Mulcahy se siente atraído por la dualidad: el bien y el mal no son categorías fijas, sino reflejos distorsionados. Sus héroes son moralmente inestables, sus villanos, carismáticos y trágicos. La violencia, siempre estilizada, es menos un acto físico que un reflejo simbólico. En su cine, morir es poético, matar es inevitable.

Lo narrativo y lo visual: una tensión constante
La gran paradoja del cine de Russell Mulcahy es que parece más interesado en construir sensaciones que en contar historias. Su narrativa está al servicio del clima, no del desarrollo clásico. Prefiere insinuar a explicar, crear atmósferas antes que motivaciones. Esta elección lo ha marginado en el canon de los grandes narradores cinematográficos, pero le ha asegurado un lugar especial entre los estilistas puros.

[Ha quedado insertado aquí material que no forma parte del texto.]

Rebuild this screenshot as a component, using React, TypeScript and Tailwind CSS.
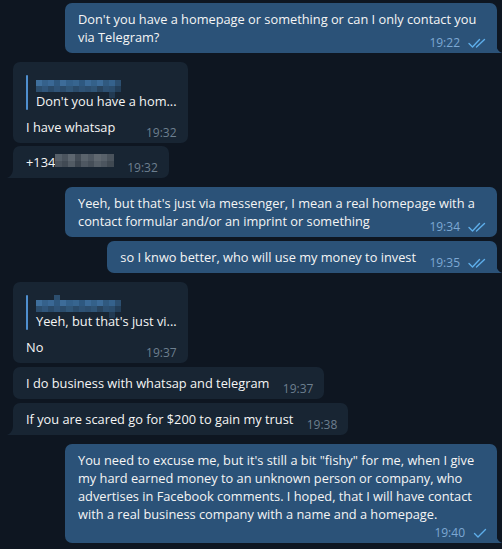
import type { ReactNode } from 'react'

type Msg = {
  out: boolean
  text: ReactNode
  time: string
  tail?: boolean
  read?: 'one' | 'two'
  reply?: string
  timeRow?: boolean
  gap: string
}

const BG_IN = '#182533'

// 가려진 이름/번호 모자이크 칸 색
const NAME_CELLS = [
  ['#3f6f9c', '#35618b', '#3a6895', '#2f587f', '#3d6c99', '#33608a', '#37658f', '#2e5880', '#3b6a97', '#34618a', '#3c6b98', '#30597f', '#35628c', '#2c4f70'],
  ['#2c4e6e', '#30557a', '#2a4a69', '#2f5377', '#2b4c6c', '#305678', '#2a4b6a', '#2e5275', '#2c4e6f', '#2f5476', '#28445f', '#2d5072', '#2b4d6d', '#233e58'],
  [BG_IN, BG_IN, BG_IN, BG_IN, BG_IN, BG_IN, BG_IN, BG_IN, BG_IN, BG_IN, BG_IN, BG_IN, '#223a52', BG_IN],
]
const REPLY2_CELLS = [
  [BG_IN, BG_IN, BG_IN, '#2c4e6e', BG_IN, BG_IN, BG_IN, BG_IN, BG_IN, BG_IN, BG_IN, BG_IN, BG_IN, BG_IN],
  ['#3f6f9c', '#35618b', '#3a6895', '#2f587f', '#3d6c99', '#33608a', '#37658f', '#2e5880', '#3b6a97', '#34618a', '#3c6b98', '#30597f', '#35628c', '#2c4f70'],
  ['#2c4e6e', '#30557a', '#2a4a69', '#2f5377', '#2b4c6c', '#305678', '#2a4b6a', '#2e5275', '#2c4e6f', '#2f5476', '#28445f', '#2d5072', '#2b4d6d', '#233e58'],
  [BG_IN, BG_IN, BG_IN, BG_IN, BG_IN, BG_IN, BG_IN, BG_IN, BG_IN, BG_IN, BG_IN, BG_IN, '#223a52', BG_IN],
]
const PHONE_CELLS = [
  ['#56606a', '#4b545e', '#5d666f', '#434c56', '#5a636c', '#4f5862', '#606870', '#58616a', '#4a535c'],
  ['#4a535d', '#414a54', '#525b64', '#3b444e', '#4e5761', '#454e58', '#555e67', '#4c555f', '#404952'],
]

const MSGS: Msg[] = [
  {
    out: true,
    text: "Don't you have a homepage or something or can I only contact you via Telegram?",
    time: '19:22',
    read: 'two',
    tail: true,
    gap: '',
  },
  {
    out: false,
    reply: "Don't you have a hom...",
    text: 'I have whatsap',
    time: '19:32',
    gap: 'mt-[9px]',
  },
  {
    out: false,
    text: (
      <>
        +134
        <span className="relative top-[1px] inline-block align-top">
          <Mosaic rows={PHONE_CELLS} cell={6.5} />
        </span>
      </>
    ),
    time: '19:32',
    tail: true,
    gap: 'mt-[3px]',
  },
  {
    out: true,
    text: "Yeeh, but that's just via messenger, I mean a real homepage with a contact formular and/or an imprint or something",
    time: '19:34',
    read: 'two',
    gap: 'mt-[9px]',
  },
  {
    out: true,
    text: 'so I knwo better, who will use my money to invest',
    time: '19:35',
    read: 'two',
    tail: true,
    gap: 'mt-[4px]',
  },
  {
    out: false,
    reply: "Yeeh, but that's just vi...",
    text: 'No',
    time: '19:37',
    gap: 'mt-[9px]',
  },
  {
    out: false,
    text: 'I do business with whatsap and telegram',
    time: '19:37',
    gap: 'mt-[4px]',
  },
  {
    out: false,
    text: 'If you are scared go for $200 to gain my trust',
    time: '19:38',
    tail: true,
    gap: 'mt-[4px]',
  },
  {
    out: true,
    text: 'You need to excuse me, but it\'s still a bit "fishy" for me, when I give my hard earned money to an unknown person or company, who advertises in Facebook comments. I hoped, that I will have contact with a real business company with a name and a homepage.',
    time: '19:40',
    read: 'one',
    tail: true,
    timeRow: true,
    gap: 'mt-[9px]',
  },
]

export default function App() {
  return (
    <main
      className="h-[549px] w-full overflow-hidden bg-[#0e1621] pl-[13px] pr-[5px] pt-[3px] text-[12.8px] text-[#f5f5f5]"
      style={{ fontFamily: '"Open Sans", "Noto Sans", sans-serif' }}
    >
      {MSGS.map((m, i) => (
        <Bubble key={i} m={m} idx={i} />
      ))}
    </main>
  )
}

function Bubble({ m, idx }: { m: Msg; idx: number }) {
  return (
    <div className={`flex ${m.out ? 'justify-end' : 'justify-start'} ${m.gap}`}>
      <div
        className={`relative max-w-[432px] rounded-[7px] pb-[7px] pl-[13px] pr-[11px] pt-[7px] leading-[18px] ${
          m.out ? 'bg-[#2b5278]' : 'bg-[#182533]'
        } ${m.tail && m.out ? 'rounded-br-none' : ''} ${
          m.tail && !m.out ? 'rounded-bl-none' : ''
        }`}
      >
        {m.reply && (
          <div className="mb-[8px] mt-[6px] flex">
            <div className="w-[2px] rounded-sm bg-[#4f8fcf]" />
            <div className="pl-[8px]">
              <div className={`h-[18px] ${idx === 5 ? 'pt-0' : 'pt-[5px]'}`}>
                <Mosaic rows={idx === 5 ? REPLY2_CELLS : NAME_CELLS} cell={6.1} />
              </div>
              <div className="leading-[17px]">{m.reply}</div>
            </div>
          </div>
        )}
        <div>
          {m.text}
          {!m.timeRow && (
            <span
              className={`inline-block h-[10px] ${m.out ? 'w-[70px]' : 'w-[44px]'}`}
            />
          )}
        </div>
        {m.timeRow && <div className="h-[13px]" />}

        <div
          className={`absolute bottom-[3px] flex items-center gap-[8px] text-[12px] leading-[14px] ${
            m.out ? 'right-[10px] text-[#7da8d3]' : 'right-[11px] text-[#6d7f8f]'
          }`}
        >
          <span>{m.time}</span>
          {m.read === 'two' && <DoubleCheck />}
          {m.read === 'one' && <SingleCheck />}
        </div>

        {m.tail && m.out && (
          <svg
            className="absolute bottom-0 right-[-5px]"
            width="6"
            height="10"
            viewBox="0 0 6 10"
          >
            <path d="M0 0 C0 5 2 8.5 6 10 L0 10 Z" fill="#2b5278" />
          </svg>
        )}
        {m.tail && !m.out && (
          <svg
            className="absolute bottom-0 left-[-6px]"
            width="6"
            height="10"
            viewBox="0 0 6 10"
          >
            <path d="M6 0 C6 5 4 8.5 0 10 L6 10 Z" fill="#182533" />
          </svg>
        )}
      </div>
    </div>
  )
}

function Mosaic({ rows, cell }: { rows: string[][]; cell: number }) {
  return (
    <div className="flex flex-col">
      {rows.map((r, i) => (
        <div key={i} className="flex">
          {r.map((c, j) => (
            <div
              key={j}
              style={{
                width: cell,
                height: i === 0 && rows.length === 4 ? 5 : cell,
                background: c,
              }}
            />
          ))}
        </div>
      ))}
    </div>
  )
}

function DoubleCheck() {
  return (
    <svg width="19" height="10" viewBox="0 0 19 10" fill="none">
      <path
        d="M1 5.5 L4.5 9 L11.5 1.5"
        stroke="#5eaeea"
        strokeWidth="1.4"
        strokeLinecap="round"
        strokeLinejoin="round"
      />
      <path
        d="M8.5 9 L16.5 1.5"
        stroke="#5eaeea"
        strokeWidth="1.4"
        strokeLinecap="round"
      />
    </svg>
  )
}

function SingleCheck() {
  return (
    <svg width="14" height="10" viewBox="0 0 14 10" fill="none">
      <path
        d="M1.5 5.5 L5 9 L12.5 1.5"
        stroke="#5eaeea"
        strokeWidth="1.4"
        strokeLinecap="round"
        strokeLinejoin="round"
      />
    </svg>
  )
}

En sus mejores momentos —el duelo en la iglesia de Highlander, la persecución bajo lluvia en Ricochet, los rituales visuales de Razorback— logra un equilibrio perfecto entre forma y emoción. Pero en otras ocasiones, su exceso visual se convierte en un ruido que opaca al relato.

Conclusión: el barroquismo como firma
Russell Mulcahy es un director que filma como un músico barroco: ornamenta cada nota, cada plano, con una floritura. En su cine no hay economía, hay sinfonía. Su legado es el de un cineasta que nunca quiso ser discreto, que entendió el cine como un espectáculo sensorial donde la imagen es reina y el argumento, si sobrevive, bienvenido sea.
En un mundo de autores encorsetados por lo narrativo, Mulcahy eligió el vértigo, la sobrecarga y el exceso. Y aunque eso lo relegó a las orillas del mainstream, también le aseguró una filmografía reconocible, única, que respira con la intensidad de una tormenta eléctrica filmada en cámara lenta.